** Your objective **
Give the number of lines below that contain the word "this", and nothing else.

** Data shown **
^^^^^^^^^^^^^^^^
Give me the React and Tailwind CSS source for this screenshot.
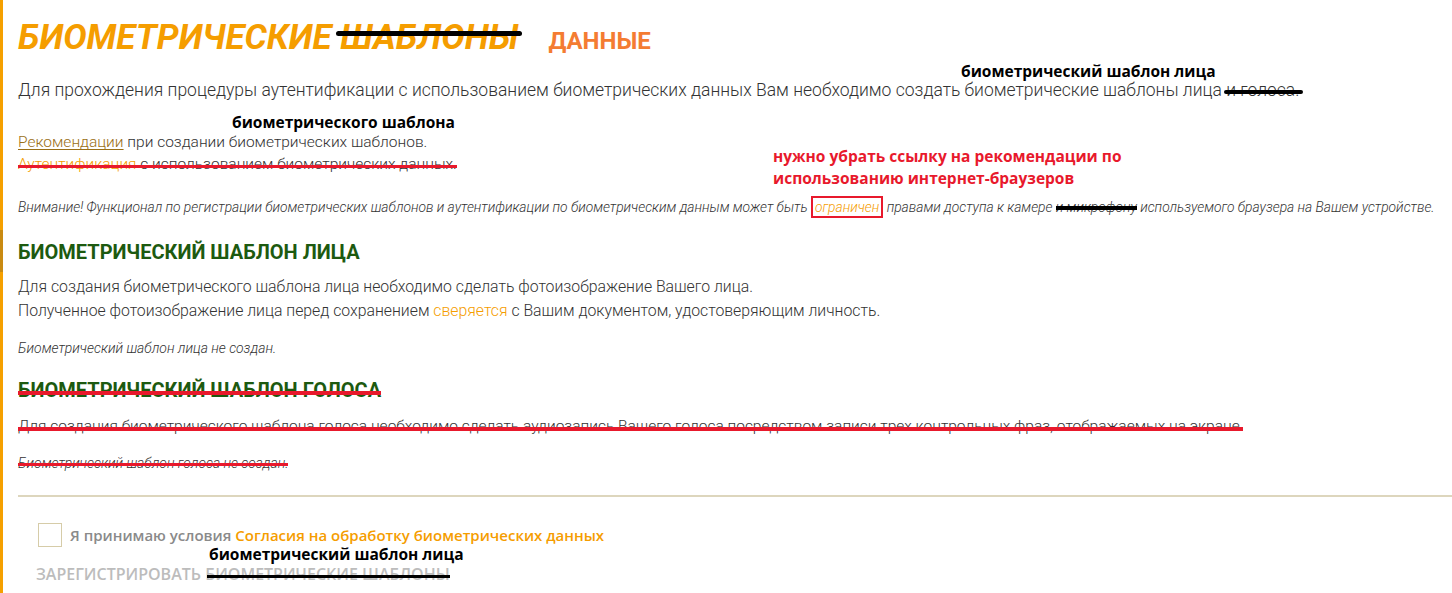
import React from "react";

const Strike = ({ color = "bg-[#e8192c]", h = "h-[3px]", top = "top-[55%]", children, extra = "" }) => (
  <span className="relative">
    {children}
    <span className={`absolute left-0 right-0 ${top} ${h} ${color} ${extra}`} />
  </span>
);

export default function App() {
  return (
    <div className="flex min-h-[593px] bg-white font-['Roboto',sans-serif] text-[#333]">
      <div className="flex w-[3px] shrink-0 flex-col bg-[#f5a000]">
        <div className="h-[230px]" />
        <div className="h-[42px] bg-[#c98a12]" />
      </div>
      <main className="relative flex-1 pl-[15px] pt-[17px]">
        <div className="flex items-baseline">
          <h1 className="text-[35px] font-bold italic leading-[42px] text-[#f59d00]">
            БИОМЕТРИЧЕСКИЕ{" "}
            <span className="relative">
              ШАБЛОНЫ
              <span className="absolute left-[-4px] right-[-4px] top-[14px] h-[5px] rounded-full bg-black" />
            </span>
          </h1>
          <span className="ml-[30px] text-[24px] font-bold text-[#f47c32]">ДАННЫЕ</span>
        </div>

        <p className="mt-[21px] text-[17.5px] font-light leading-[20px]">
          Для прохождения процедуры аутентификации с использованием биометрических данных Вам необходимо создать
          биометрические шаблоны лица{" "}
          <span className="relative">
            и голоса.
            <span className="absolute left-[-2px] right-[-4px] top-[10px] h-[4px] rounded-full bg-black" />
          </span>
        </p>

        <p className="mt-[31px] text-[15.5px] font-light leading-[22px]">
          <span className="text-[#9a6f16] underline underline-offset-2">Рекомендации</span> при создании биометрических
          шаблонов.
        </p>
        <p className="text-[15.5px] font-light leading-[22px]">
          <Strike top="top-[10px]">
            <span className="text-[#f59d00]">Аутентификация</span> с использованием биометрических данных.
          </Strike>
        </p>

        <p className="mt-[21px] text-[13.8px] font-light italic leading-[22px]">
          Внимание! Функционал по регистрации биометрических шаблонов и аутентификации по биометрическим данным может
          быть{" "}
          <span className="border-2 border-[#e8192c] px-[2px] py-[1px] text-[#f59d00]">ограничен</span> правами доступа
          к камере{" "}
          <span className="relative">
            и микрофону
            <span className="absolute left-0 right-0 top-[7px] h-[4px] bg-black" />
          </span>{" "}
          используемого браузера на Вашем устройстве.
        </p>

        <h2 className="mt-[20px] text-[20px] font-bold leading-[28px] text-[#1d5a10]">БИОМЕТРИЧЕСКИЙ ШАБЛОН ЛИЦА</h2>
        <p className="mt-[9px] text-[15.8px] font-light leading-[24px]">
          Для создания биометрического шаблона лица необходимо сделать фотоизображение Вашего лица.
        </p>
        <p className="text-[15.8px] font-light leading-[24px]">
          Полученное фотоизображение лица перед сохранением <span className="text-[#f59d00]">сверяется</span> с Вашим
          документом, удостоверяющим личность.
        </p>
        <p className="mt-[15px] text-[13.9px] font-light italic leading-[20px]">Биометрический шаблон лица не создан.</p>

        <h2 className="mt-[18px] text-[20px] font-bold leading-[28px] text-[#1d5a10]">
          <Strike top="top-[13px]" h="h-[4px]">БИОМЕТРИЧЕСКИЙ ШАБЛОН ГОЛОСА</Strike>
        </h2>
        <p className="mt-[10px] text-[15.5px] font-light leading-[24px]">
          <Strike top="top-[10px]" h="h-[4px]">
            Для создания биометрического шаблона голоса необходимо сделать аудиозапись Вашего голоса посредством записи
            трех контрольных фраз, отображаемых на экране.
          </Strike>
        </p>
        <p className="mt-[15px] text-[13.9px] font-light italic leading-[20px]">
          <Strike top="top-[8px]" h="h-[3px]">Биометрический шаблон голоса не создан.</Strike>
        </p>

        <hr className="mt-[22px] border-t-2 border-[#ddd6bd]" />

        <label className="ml-[20px] mt-[26px] flex items-center gap-[8px] font-['Open_Sans',sans-serif]">
          <span className="h-[24px] w-[24px] border border-[#d6cca8]" />
          <span className="text-[15px] font-semibold text-[#8a8a8a]">
            Я принимаю условия <span className="text-[#f59d00]">Согласия на обработку биометрических данных</span>
          </span>
        </label>

        <div className="ml-[18px] mt-[19px] font-['Open_Sans',sans-serif] text-[16px] font-semibold uppercase leading-[16px] text-[#bcbcbc]">
          Зарегистрировать{" "}
          <span className="relative">
            биометрические шаблоны
            <span className="absolute left-[2px] right-0 top-[12px] h-[3px] bg-black" />
          </span>
        </div>

        {/* annotations */}
        <div className="absolute left-[958px] top-[63px] font-['Open_Sans',sans-serif] text-[15.5px] font-bold leading-[16px] text-black">
          биометрический шаблон лица
        </div>
        <div className="absolute left-[229px] top-[114px] font-['Open_Sans',sans-serif] text-[15.5px] font-bold leading-[16px] text-black">
          биометрического шаблона
        </div>
        <div className="absolute left-[770px] top-[145px] font-['Open_Sans',sans-serif] text-[15.5px] font-bold leading-[22px] text-[#e8192c]">
          нужно убрать ссылку на рекомендации по
          <br />
          использованию интернет-браузеров
        </div>
        <div className="absolute left-[206px] top-[546px] font-['Open_Sans',sans-serif] text-[15.5px] font-bold leading-[16px] text-black">
          биометрический шаблон лица
        </div>
      </main>
    </div>
  );
}
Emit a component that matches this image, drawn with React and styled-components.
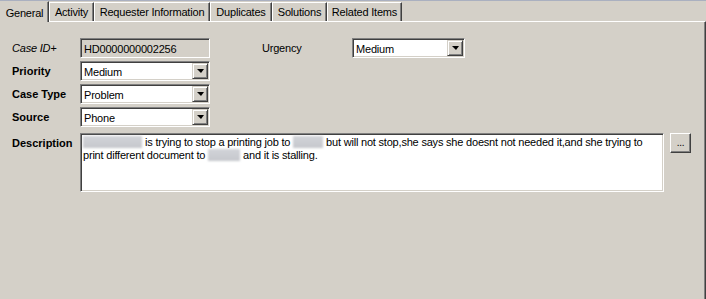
import React from 'react'
import styled, { createGlobalStyle } from 'styled-components'

const GlobalStyle = createGlobalStyle`
    html, body {
        margin: 0;
        padding: 0;
        background: #d4d0c8;
    }
    body {
        font-family: "Liberation Sans", Arial, sans-serif;
        font-size: 11px;
        color: #000000;
    }
`

const Window = styled.div`
    width: 706px;
    height: 299px;
    background: #d4d0c8;
    display: flex;
    flex-direction: column;
    overflow: hidden;
    letter-spacing: -0.2px;
`

const TabStrip = styled.div`
    display: flex;
    align-items: flex-end;
    height: 20px;
    border-top: 1px solid #aab0c0;
    position: relative;
    z-index: 1;
`

const Tab = styled.div`
    box-sizing: border-box;
    width: ${(p) => p.$width}px;
    height: ${(p) => (p.$active ? 21 : 19)}px;
    margin-bottom: ${(p) => (p.$active ? -1 : 0)}px;
    background: #d4d0c8;
    border-top: 1px solid ${(p) => (p.$active ? '#d4d0c8' : '#ffffff')};
    border-left: 1px solid ${(p) => (p.$active ? '#d4d0c8' : '#ffffff')};
    border-right: 1px solid #404040;
    box-shadow: inset -1px 0 #808080;
    display: flex;
    align-items: center;
    justify-content: center;
    padding-top: ${(p) => (p.$active ? 2 : 0)}px;
    white-space: nowrap;
`

const Panel = styled.div`
    flex: 1;
    border-top: 1px solid #ffffff;
    border-right: 1px solid #404040;
    box-shadow: inset -1px 0 #808080;
    padding: 16px 0 0 12px;
    display: flex;
    flex-direction: column;
    gap: 3px;
`

const Row = styled.div`
    display: flex;
    align-items: ${(p) => (p.$top ? 'flex-start' : 'center')};
    height: ${(p) => p.$height || 20}px;
    margin-top: ${(p) => p.$gap || 0}px;
`

const Label = styled.div`
    width: ${(p) => p.$width || 68}px;
    margin-left: ${(p) => p.$offset || 0}px;
    font-weight: ${(p) => (p.$bold ? 700 : 400)};
    font-style: ${(p) => (p.$italic ? 'italic' : 'normal')};
    letter-spacing: ${(p) => (p.$bold ? '0' : '-0.2px')};
    padding-top: ${(p) => p.$padTop || 0}px;
    white-space: nowrap;
`

const Sunken = styled.div`
    box-sizing: border-box;
    width: ${(p) => p.$width}px;
    height: ${(p) => p.$height || 20}px;
    background: ${(p) => (p.$readOnly ? '#d4d0c8' : '#ffffff')};
    border: 1px solid;
    border-color: #808080 #ffffff #ffffff #808080;
    box-shadow: inset 1px 1px #404040, inset -1px -1px #d4d0c8;
    display: flex;
    align-items: center;
    padding: 1px 1px 1px 2px;
`

const FieldText = styled.span`
    flex: 1;
    padding-left: 1px;
    padding-top: 1px;
    white-space: nowrap;
`

const DropButton = styled.div`
    box-sizing: border-box;
    width: 16px;
    height: 16px;
    background: #d4d0c8;
    border: 1px solid;
    border-color: #d4d0c8 #404040 #404040 #d4d0c8;
    box-shadow: inset 1px 1px #ffffff, inset -1px -1px #808080;
    display: flex;
    align-items: center;
    justify-content: center;
`

const Arrow = styled.div`
    width: 0;
    height: 0;
    border-left: 4px solid transparent;
    border-right: 3px solid transparent;
    border-top: 4px solid #000000;
    margin-left: 1px;
`

const Memo = styled(Sunken)`
    display: block;
    padding: 2px 2px 1px;
    line-height: 13px;
    white-space: nowrap;
`

const Hidden = styled.span`
    display: inline-block;
    width: ${(p) => p.$width}px;
    height: 12px;
    vertical-align: -2px;
    background: linear-gradient(180deg, #d2d3d8 0%, #c6c8cd 100%);
    filter: blur(0.8px);
    margin-right: 3px;
`

const MoreButton = styled.div`
    box-sizing: border-box;
    width: 21px;
    height: 20px;
    margin-left: 6px;
    background: #d4d0c8;
    border: 1px solid;
    border-color: #ffffff #404040 #404040 #ffffff;
    box-shadow: inset -1px -1px #808080;
    display: flex;
    align-items: center;
    justify-content: center;
    padding-bottom: 2px;
    font-size: 10px;
`

const tabs = [
    { label: 'General', width: 49, active: true },
    { label: 'Activity', width: 45 },
    { label: 'Requester Information', width: 116 },
    { label: 'Duplicates', width: 62 },
    { label: 'Solutions', width: 55 },
    { label: 'Related Items', width: 75 },
]

const Select = ({ width, value }) => (
    <Sunken $width={width}>
        <FieldText>{value}</FieldText>
        <DropButton>
            <Arrow />
        </DropButton>
    </Sunken>
)

const App = () => {
    return (
        <Window>
            <GlobalStyle />
            <TabStrip>
                {tabs.map((t) => (
                    <Tab key={t.label} $width={t.width} $active={t.active}>
                        {t.label}
                    </Tab>
                ))}
            </TabStrip>
            <Panel>
                <Row>
                    <Label $italic>Case ID+</Label>
                    <Sunken $width={130} $readOnly>
                        <FieldText>HD0000000002256</FieldText>
                    </Sunken>
                    <Label $offset={52} $width={90}>Urgency</Label>
                    <Select width={113} value="Medium" />
                </Row>
                <Row>
                    <Label $bold>Priority</Label>
                    <Select width={130} value="Medium" />
                </Row>
                <Row>
                    <Label $bold>Case Type</Label>
                    <Select width={130} value="Problem" />
                </Row>
                <Row>
                    <Label $bold>Source</Label>
                    <Select width={130} value="Phone" />
                </Row>
                <Row $top $height={59} $gap={3}>
                    <Label $bold $padTop={4}>Description</Label>
                    <Memo $width={584} $height={59}>
                        <Hidden $width={59} />
                        is trying to stop a printing job to <Hidden $width={30} />
                        but will not stop,she says she doesnt not needed it,and she trying to
                        <br />
                        print different document to <Hidden $width={32} />
                        and it is stalling.
                    </Memo>
                    <MoreButton>...</MoreButton>
                </Row>
            </Panel>
        </Window>
    )
}

export default App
^^^^^^^^^^^^^^^^
** Correct result **
2